Sunday, February 13, 2011

Dan Pagis, Bukovina, poetry

Dan Pagis
Bukovina, in the northeastern Carpathian Mountains, is one of those eastern European countries whose existence was fleeting--part of history's annexations and redrawn borders. Once sovereign, once part of Rumania, once part of the Ukraine, of Poland, of Russia. Paul Celan was born there.

Dan Pagis was too, which is why I mention it. I read Variable Directions, an anthology of Pagis' poems, not long after I started writing poetry, and fell into it. He  spent three years of his adolescence in a concentration camp (he escaped). Yet (yet?--what's the right conjunction for a segue from horror?) his sort-of airy touch was what made the owners of Open Books: a Poem Emporium in Seattle lead me to him. My poem Everyday I Write God a Letter by Way of Maintaining Connection and Lessening Rage includes this (this = Pagis and Open Books).

I think. I keep stopping to reread him and keep feeling consciousness layering on me, eiderdown on eiderdown, as if I were dropping to sleep down a spectrum of whites and luminescent, insisting turquoises, and aware of it.

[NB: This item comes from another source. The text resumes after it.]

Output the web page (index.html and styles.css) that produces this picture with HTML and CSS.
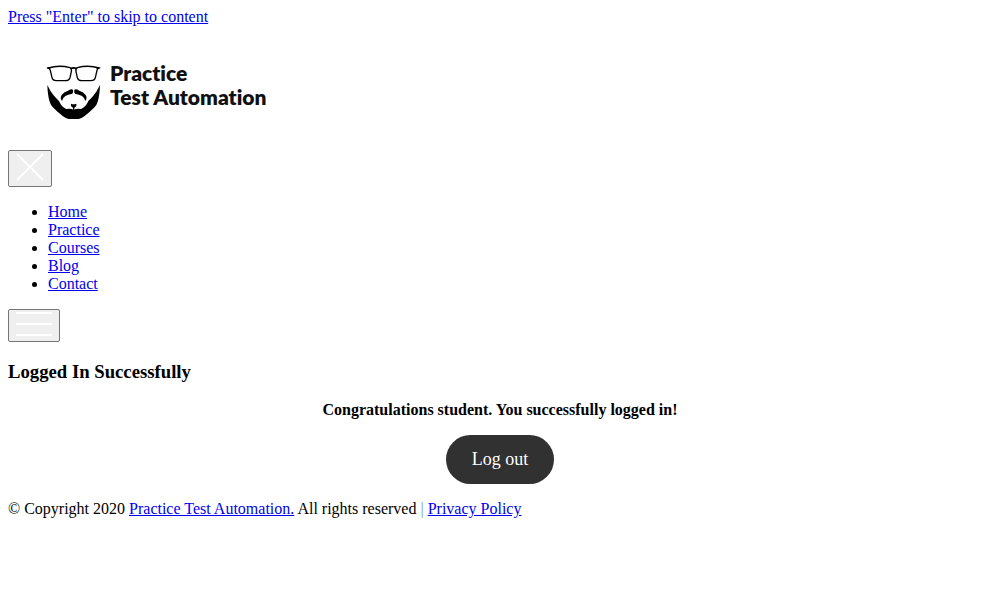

I'm not sure what of his is in print right now but it's easy enough to get your independent bookstore to find used copies for you.  Here's the final poem in Variable Directions.

End of the Questionnaire

Housing conditions: number of galaxy and star,
number of grave.
Are you not alone or not.
What grass grows on top of you,
and from where (e.g., from your stomach, eyes, mouth, etc.).

You have the right to appeal.

In the blank space below, state
how long you have been awake and why you are surprised.

__________________
Dan Pagis, Variable Directions, tr. Stephen Mitchell, North Point Press, 1989.